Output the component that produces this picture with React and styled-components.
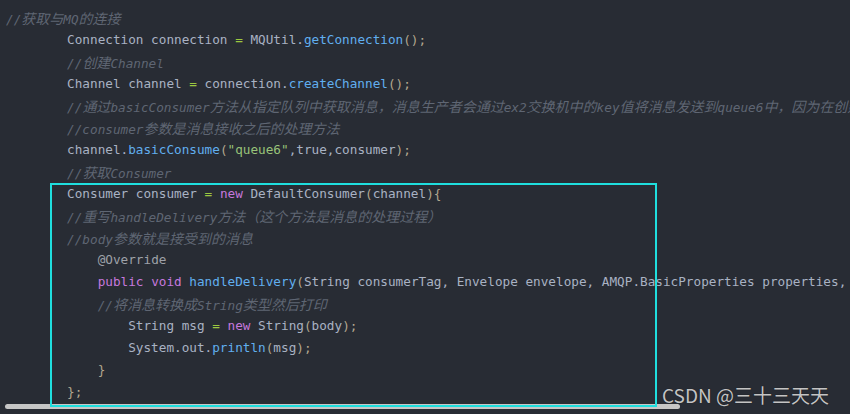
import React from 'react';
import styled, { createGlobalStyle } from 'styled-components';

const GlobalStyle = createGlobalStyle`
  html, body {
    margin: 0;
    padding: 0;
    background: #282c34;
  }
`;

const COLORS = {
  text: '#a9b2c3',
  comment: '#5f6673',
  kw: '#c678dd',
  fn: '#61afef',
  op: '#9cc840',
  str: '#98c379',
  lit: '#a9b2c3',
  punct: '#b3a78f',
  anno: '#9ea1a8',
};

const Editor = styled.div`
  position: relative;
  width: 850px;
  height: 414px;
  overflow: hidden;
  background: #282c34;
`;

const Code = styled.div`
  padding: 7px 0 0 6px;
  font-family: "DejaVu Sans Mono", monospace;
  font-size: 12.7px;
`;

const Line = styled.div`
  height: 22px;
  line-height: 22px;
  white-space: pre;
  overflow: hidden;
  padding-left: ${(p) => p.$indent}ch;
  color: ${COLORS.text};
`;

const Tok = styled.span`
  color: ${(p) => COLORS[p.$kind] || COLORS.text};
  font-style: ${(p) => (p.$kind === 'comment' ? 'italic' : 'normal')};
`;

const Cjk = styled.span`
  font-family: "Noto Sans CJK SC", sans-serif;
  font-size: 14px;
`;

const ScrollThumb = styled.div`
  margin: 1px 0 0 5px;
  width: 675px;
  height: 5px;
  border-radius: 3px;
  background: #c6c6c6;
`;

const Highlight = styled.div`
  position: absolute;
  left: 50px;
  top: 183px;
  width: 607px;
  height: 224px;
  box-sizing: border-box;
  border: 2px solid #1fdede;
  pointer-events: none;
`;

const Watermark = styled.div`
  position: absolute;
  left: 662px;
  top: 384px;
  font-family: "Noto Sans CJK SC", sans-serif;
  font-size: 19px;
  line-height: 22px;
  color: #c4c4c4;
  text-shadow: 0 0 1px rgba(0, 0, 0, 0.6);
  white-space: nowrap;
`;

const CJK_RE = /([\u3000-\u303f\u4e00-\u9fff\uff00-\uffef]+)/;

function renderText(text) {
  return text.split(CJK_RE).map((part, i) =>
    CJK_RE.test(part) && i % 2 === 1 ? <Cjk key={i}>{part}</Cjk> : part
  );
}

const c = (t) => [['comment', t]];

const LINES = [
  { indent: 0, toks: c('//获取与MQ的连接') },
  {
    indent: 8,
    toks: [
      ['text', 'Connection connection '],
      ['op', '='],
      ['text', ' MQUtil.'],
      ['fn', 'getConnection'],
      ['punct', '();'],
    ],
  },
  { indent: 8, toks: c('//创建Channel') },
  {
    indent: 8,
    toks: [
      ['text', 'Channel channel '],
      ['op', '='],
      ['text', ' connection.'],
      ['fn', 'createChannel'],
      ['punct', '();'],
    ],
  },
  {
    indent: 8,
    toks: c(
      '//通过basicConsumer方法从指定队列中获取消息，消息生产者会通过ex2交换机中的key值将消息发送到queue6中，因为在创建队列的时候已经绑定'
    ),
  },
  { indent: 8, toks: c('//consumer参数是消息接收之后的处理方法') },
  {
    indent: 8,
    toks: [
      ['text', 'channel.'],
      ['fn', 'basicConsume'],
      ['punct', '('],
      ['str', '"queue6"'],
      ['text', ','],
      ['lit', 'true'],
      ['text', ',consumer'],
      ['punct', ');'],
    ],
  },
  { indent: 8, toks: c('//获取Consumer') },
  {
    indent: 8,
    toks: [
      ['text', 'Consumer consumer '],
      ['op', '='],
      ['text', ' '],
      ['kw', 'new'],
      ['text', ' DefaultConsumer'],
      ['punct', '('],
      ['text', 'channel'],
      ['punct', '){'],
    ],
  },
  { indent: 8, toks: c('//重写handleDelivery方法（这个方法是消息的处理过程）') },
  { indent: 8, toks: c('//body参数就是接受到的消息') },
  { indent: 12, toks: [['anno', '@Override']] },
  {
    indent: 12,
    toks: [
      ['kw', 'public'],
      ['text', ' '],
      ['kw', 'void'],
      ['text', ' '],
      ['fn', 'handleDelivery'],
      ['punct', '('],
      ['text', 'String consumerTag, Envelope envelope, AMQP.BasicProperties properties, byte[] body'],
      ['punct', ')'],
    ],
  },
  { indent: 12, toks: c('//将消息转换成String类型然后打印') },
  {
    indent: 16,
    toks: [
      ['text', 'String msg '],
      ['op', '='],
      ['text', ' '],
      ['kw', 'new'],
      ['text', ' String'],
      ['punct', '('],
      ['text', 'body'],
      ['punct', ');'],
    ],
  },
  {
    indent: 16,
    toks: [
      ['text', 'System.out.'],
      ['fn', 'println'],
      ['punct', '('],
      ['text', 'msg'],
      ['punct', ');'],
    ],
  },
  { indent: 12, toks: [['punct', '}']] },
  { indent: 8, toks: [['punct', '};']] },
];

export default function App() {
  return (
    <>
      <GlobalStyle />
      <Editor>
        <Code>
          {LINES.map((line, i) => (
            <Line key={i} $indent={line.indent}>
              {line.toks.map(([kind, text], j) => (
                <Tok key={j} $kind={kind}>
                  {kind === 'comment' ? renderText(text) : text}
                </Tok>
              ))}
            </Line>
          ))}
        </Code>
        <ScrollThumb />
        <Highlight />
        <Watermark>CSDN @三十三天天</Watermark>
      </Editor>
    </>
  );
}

### Problem:
Repeat the material above verbatim, with no pictures in the output.

### Result below:
Output the component that produces this picture with React and styled-components.
import React from 'react';
import styled, { createGlobalStyle } from 'styled-components';

const GlobalStyle = createGlobalStyle`
  html, body {
    margin: 0;
    padding: 0;
    background: #282c34;
  }
`;

const COLORS = {
  text: '#a9b2c3',
  comment: '#5f6673',
  kw: '#c678dd',
  fn: '#61afef',
  op: '#9cc840',
  str: '#98c379',
  lit: '#a9b2c3',
  punct: '#b3a78f',
  anno: '#9ea1a8',
};

const Editor = styled.div`
  position: relative;
  width: 850px;
  height: 414px;
  overflow: hidden;
  background: #282c34;
`;

const Code = styled.div`
  padding: 7px 0 0 6px;
  font-family: "DejaVu Sans Mono", monospace;
  font-size: 12.7px;
`;

const Line = styled.div`
  height: 22px;
  line-height: 22px;
  white-space: pre;
  overflow: hidden;
  padding-left: ${(p) => p.$indent}ch;
  color: ${COLORS.text};
`;

const Tok = styled.span`
  color: ${(p) => COLORS[p.$kind] || COLORS.text};
  font-style: ${(p) => (p.$kind === 'comment' ? 'italic' : 'normal')};
`;

const Cjk = styled.span`
  font-family: "Noto Sans CJK SC", sans-serif;
  font-size: 14px;
`;

const ScrollThumb = styled.div`
  margin: 1px 0 0 5px;
  width: 675px;
  height: 5px;
  border-radius: 3px;
  background: #c6c6c6;
`;

const Highlight = styled.div`
  position: absolute;
  left: 50px;
  top: 183px;
  width: 607px;
  height: 224px;
  box-sizing: border-box;
  border: 2px solid #1fdede;
  pointer-events: none;
`;

const Watermark = styled.div`
  position: absolute;
  left: 662px;
  top: 384px;
  font-family: "Noto Sans CJK SC", sans-serif;
  font-size: 19px;
  line-height: 22px;
  color: #c4c4c4;
  text-shadow: 0 0 1px rgba(0, 0, 0, 0.6);
  white-space: nowrap;
`;

const CJK_RE = /([\u3000-\u303f\u4e00-\u9fff\uff00-\uffef]+)/;

function renderText(text) {
  return text.split(CJK_RE).map((part, i) =>
    CJK_RE.test(part) && i % 2 === 1 ? <Cjk key={i}>{part}</Cjk> : part
  );
}

const c = (t) => [['comment', t]];

const LINES = [
  { indent: 0, toks: c('//获取与MQ的连接') },
  {
    indent: 8,
    toks: [
      ['text', 'Connection connection '],
      ['op', '='],
      ['text', ' MQUtil.'],
      ['fn', 'getConnection'],
      ['punct', '();'],
    ],
  },
  { indent: 8, toks: c('//创建Channel') },
  {
    indent: 8,
    toks: [
      ['text', 'Channel channel '],
      ['op', '='],
      ['text', ' connection.'],
      ['fn', 'createChannel'],
      ['punct', '();'],
    ],
  },
  {
    indent: 8,
    toks: c(
      '//通过basicConsumer方法从指定队列中获取消息，消息生产者会通过ex2交换机中的key值将消息发送到queue6中，因为在创建队列的时候已经绑定'
    ),
  },
  { indent: 8, toks: c('//consumer参数是消息接收之后的处理方法') },
  {
    indent: 8,
    toks: [
      ['text', 'channel.'],
      ['fn', 'basicConsume'],
      ['punct', '('],
      ['str', '"queue6"'],
      ['text', ','],
      ['lit', 'true'],
      ['text', ',consumer'],
      ['punct', ');'],
    ],
  },
  { indent: 8, toks: c('//获取Consumer') },
  {
    indent: 8,
    toks: [
      ['text', 'Consumer consumer '],
      ['op', '='],
      ['text', ' '],
      ['kw', 'new'],
      ['text', ' DefaultConsumer'],
      ['punct', '('],
      ['text', 'channel'],
      ['punct', '){'],
    ],
  },
  { indent: 8, toks: c('//重写handleDelivery方法（这个方法是消息的处理过程）') },
  { indent: 8, toks: c('//body参数就是接受到的消息') },
  { indent: 12, toks: [['anno', '@Override']] },
  {
    indent: 12,
    toks: [
      ['kw', 'public'],
      ['text', ' '],
      ['kw', 'void'],
      ['text', ' '],
      ['fn', 'handleDelivery'],
      ['punct', '('],
      ['text', 'String consumerTag, Envelope envelope, AMQP.BasicProperties properties, byte[] body'],
      ['punct', ')'],
    ],
  },
  { indent: 12, toks: c('//将消息转换成String类型然后打印') },
  {
    indent: 16,
    toks: [
      ['text', 'String msg '],
      ['op', '='],
      ['text', ' '],
      ['kw', 'new'],
      ['text', ' String'],
      ['punct', '('],
      ['text', 'body'],
      ['punct', ');'],
    ],
  },
  {
    indent: 16,
    toks: [
      ['text', 'System.out.'],
      ['fn', 'println'],
      ['punct', '('],
      ['text', 'msg'],
      ['punct', ');'],
    ],
  },
  { indent: 12, toks: [['punct', '}']] },
  { indent: 8, toks: [['punct', '};']] },
];

export default function App() {
  return (
    <>
      <GlobalStyle />
      <Editor>
        <Code>
          {LINES.map((line, i) => (
            <Line key={i} $indent={line.indent}>
              {line.toks.map(([kind, text], j) => (
                <Tok key={j} $kind={kind}>
                  {kind === 'comment' ? renderText(text) : text}
                </Tok>
              ))}
            </Line>
          ))}
        </Code>
        <ScrollThumb />
        <Highlight />
        <Watermark>CSDN @三十三天天</Watermark>
      </Editor>
    </>
  );
}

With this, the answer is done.